Compromis, intrigues, rebondissements, trahisons.
Définition d’un roman d’aventures ?
D’un feuilleton du type « Feux de l’Amour » ?
Fausse route,
Description d’un milieu qu’on imagine dans notre innocence consacré aux seules exigences du bel esprit, vierge de toute vilenie, loin de toute compromission :
Le monde de l’édition, des prix littéraires et des écrivains.
En cette saison de rentrée, félicitons Jean-Paul Tribout de ce délectable choix d’actualité allié à son talent de metteur en scène sachant faire ressortir, avec finesse et alacrité, tout le suc et le sel des répliques.
Sous la plume d’Edouard Bourdet, aussi alerte, incisive, mordante que dans ses pièces plus connues comme « les Temps difficiles » ou « Le Sexe faible »,
« Vient de Paraître » se situe au-delà de la comédie de boulevard.
Une comédie de mœurs qui n’a rien perdu de sa modernité,
Joyeuse satire, féroce et sans d’aigreur, mêlant avec un art consommé portraits sans concession, mélodrame conjugal et pouvoir de l’argent.
Frêle silhouette, chevelure de neige, aisance naturelle et charme délicieux, Jean-Paul Tribout incarne Moscat, un flamboyant éditeur, vibrionnant, le jour de la remise d’un Prix important à un écrivain publié par sa maison.
Ce corrupteur de jury, opportuniste sans scrupules, brasseur d’affaires infatigable, tour à tour redoutable négociateur ou bassement flatteur,
Se révèle prêt à tous les stratagèmes pour parvenir à ses fins, préserver ses intérêts.
Dans une succession de situations toujours inattendues et surprenantes
Il manipulera avec une habileté diabolique différents protagonistes :
Maréchal, écrivain « maison », auteur prolifique, imbu de sa personne, convaincu de son talent, assuré de son succès, ingrat, veule, infatué et narcissique.

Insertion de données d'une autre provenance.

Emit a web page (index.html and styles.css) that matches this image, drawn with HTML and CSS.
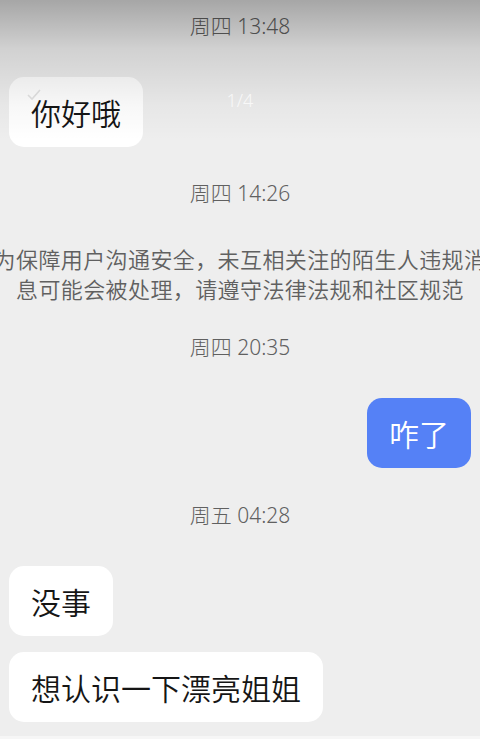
FILE: index.html
```html
<!DOCTYPE html>
<html lang="zh-CN">
<head>
<meta charset="utf-8">
<title>聊天</title>
<link rel="stylesheet" href="styles.css">
</head>
<body>
<div class="screen">
  <div class="chat">
    <div class="ts ts1">周四 13:48</div>
    <div class="bubble other b1">
      <svg class="check" width="14" height="12" viewBox="0 0 14 12"><path d="M1 6 L5 10 L13 1" fill="none" stroke="#d8d8d8" stroke-width="1.6"/></svg>
      你好哦
    </div>
    <div class="ts ts2">周四 14:26</div>
    <div class="notice">为保障用户沟通安全，未互相关注的陌生人违规消息可能会被处理，请遵守法律法规和社区规范</div>
    <div class="ts ts3">周四 20:35</div>
    <div class="bubble me b2">咋了</div>
    <div class="ts ts4">周五 04:28</div>
    <div class="bubble other b3">没事</div>
    <div class="bubble other b4">想认识一下漂亮姐姐</div>
  </div>
  <div class="shade"></div>
  <div class="pager">1/4</div>
</div>
</body>
</html>
```
FILE: styles.css
```css
html, body {
  margin: 0;
  padding: 0;
}
body {
  background: #eeeeee;
  width: 480px;
  height: 739px;
  overflow: hidden;
  font-family: "Noto Sans", "Noto Sans CJK SC", sans-serif;
}
.screen {
  position: relative;
  width: 480px;
  height: 739px;
  overflow: hidden;
  background: #eeeeee;
}
.screen::after {
  content: "";
  position: absolute;
  left: 0;
  right: 0;
  bottom: 0;
  height: 3px;
  background: #f6f6f6;
}
.chat {
  display: flex;
  flex-direction: column;
  align-items: flex-start;
  padding: 11px 9px 0;
}
.ts {
  align-self: center;
  font-size: 21px;
  font-weight: 300;
  line-height: 30px;
  color: #606060;
  white-space: nowrap;
}
.bubble {
  position: relative;
  font-family: "Noto Sans CJK SC", sans-serif;
  font-size: 30px;
  font-weight: 350;
  line-height: 42px;
  padding: 14px 22px;
  border-radius: 15px;
  background: #ffffff;
  color: #151515;
  white-space: nowrap;
}
.bubble.me {
  align-self: flex-end;
  background: #5581f6;
  color: #ffffff;
}
.check {
  position: absolute;
  left: 18px;
  top: 12px;
  opacity: 0.7;
}
.b1 { margin-top: 36px; }
.ts2 { margin-top: 31px; }
.notice {
  align-self: center;
  width: 496px;
  margin-top: 35px;
  font-family: "Noto Sans CJK SC", sans-serif;
  font-size: 22px;
  font-weight: 350;
  letter-spacing: 0.4px;
  line-height: 30px;
  color: #606060;
  text-align: center;
}
.ts3 { margin-top: 29px; }
.b2 { margin-top: 36px; }
.ts4 { margin-top: 32px; }
.b3 { margin-top: 36px; }
.b4 { margin-top: 16px; }
.shade {
  position: absolute;
  left: 0;
  top: 0;
  right: 0;
  height: 140px;
  background: linear-gradient(to bottom, rgba(0,0,0,0.3) 0%, rgba(0,0,0,0.12) 35%, rgba(0,0,0,0.03) 75%, rgba(0,0,0,0) 100%);
  pointer-events: none;
}
.pager {
  position: absolute;
  left: 0;
  right: 0;
  top: 88px;
  text-align: center;
  font-size: 18px;
  font-weight: 300;
  line-height: 24px;
  color: rgba(255,255,255,0.75);
}
```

S’imaginant séducteur irrésistible auprès du beau sexe, il sera pris au piège de sa vanité et de sa cupidité.
Mèche tombante, fine moustache, regard pénétrant, ton suffisant comme exténué, Jean-Paul Bordes ne saurait être plus comique dans son rôle de fat.
D’abord ignoré avant d’être « exploité », le couple formé par Marc, Eric Herson-Macarel, écrivain parfaitement inconnu, soudain lauréat par défaut du prix destiné à Maréchal, et son épouse Jacqueline, Caroline Maillard.
Ces deux provinciaux, novices devenus célèbres mais désarmés, finiront par triompher, non sans crises ni douleurs, des pièges et exigences du succès magistralement orchestrés par Moscat.
L’inévitable critique « acheté », auteur raté qui se voudrait philosophe, L’écrivain délateur aigri, le fidèle et dévoué manutentionnaire, finissent de composer cet univers dont les ridicules, prétentions et faux-semblants apparaissent avec acuité et tendresse à la fois.
Costumes impeccables de Sonia Bosc, décors astucieux et très réussis d’Amélie Tribout ajoutent la touche finale à ce spectacle pleinement réussi.
Jean-Paul Tribout, un metteur en scène d’une espèce en voie de disparition,
Sans aucune faute de gout,
Entièrement au service de l’auteur et du texte :
Un authentique « Honnête Homme ».
Ne pas manquer son dernier spectacle.